“Will these immoral thoughts ever go away?” Questions like these may trouble us devotee-seekers when temptations provoke us even after we have adopted purifying spiritual practices.
Surely, answers Gita wisdomreassuringly, provided we change our default thoughts from material to spiritual.
We have indulged in material and even immoral pleasures for a long time – in this life and in our previous lives. Consequently, our mind has developed a deep-rooted attachment to those pleasures. This attachment makes the dreams and schemes to achieve them our default contemplations.
These default contemplations don’t change even when we adopt spiritual practices. Why? Because we tend to engage in spiritual practices mechanically and expect our internal default thoughts to change by default. This faulty expectation makes us lax about exerting to purify our thought-life. Due to our internal laxity, we experience neither substantial satisfaction, nor tangible transformation – and so continue being dangerously allured by material temptations.
The Bhagavad-gita (03.30) exhorts us to shed internal lethargy and fight (yudhyasva vigata jvarah) to make our default thoughts spiritual (adhyatma-cetasah). To spiritualize our default thoughts, we need to internalize our external spiritual practices by cherishing the devotional orientation that they bring to our thoughts.

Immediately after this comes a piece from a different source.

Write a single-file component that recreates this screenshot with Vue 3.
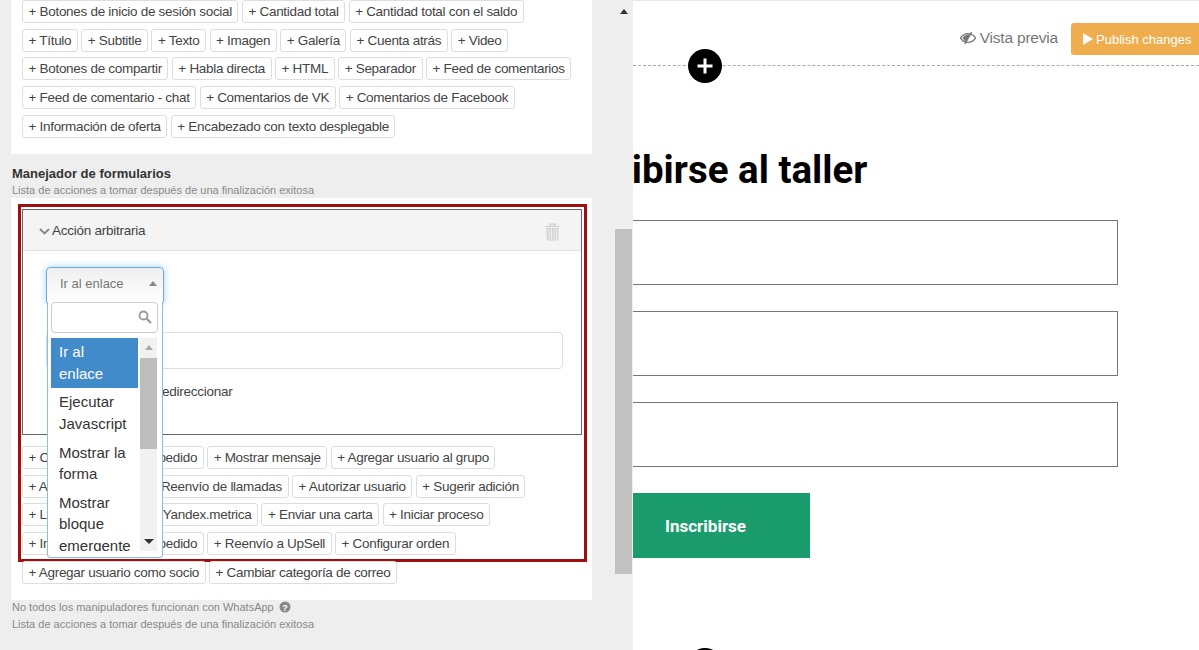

For example, after we gain an insight from Gita wisdom, we can internally preserve that insight and draw on it for triggering devotional contemplation when our thoughts return to their default material contemplation.
This internalization process may be deeply demanding but it is also richly rewarding. Over time, it makes our default thoughts devotional; the more we strive to think about Krishna, the more Krishna becomes our default-thought. And as Krishna is the reservoir of all fulfillment, default Krishna-thoughts means default fulfilling thoughts.
A ceaselessly fulfilling thought-life is life’s richest reward. No effort is too much for it.
Bhagavad Gita Chapter 03 Text 30
“Therefore, O Arjuna, surrendering all your works unto Me, with full knowledge of Me, without desires for profit, with no claims to proprietorship, and free from lethargy, fight.”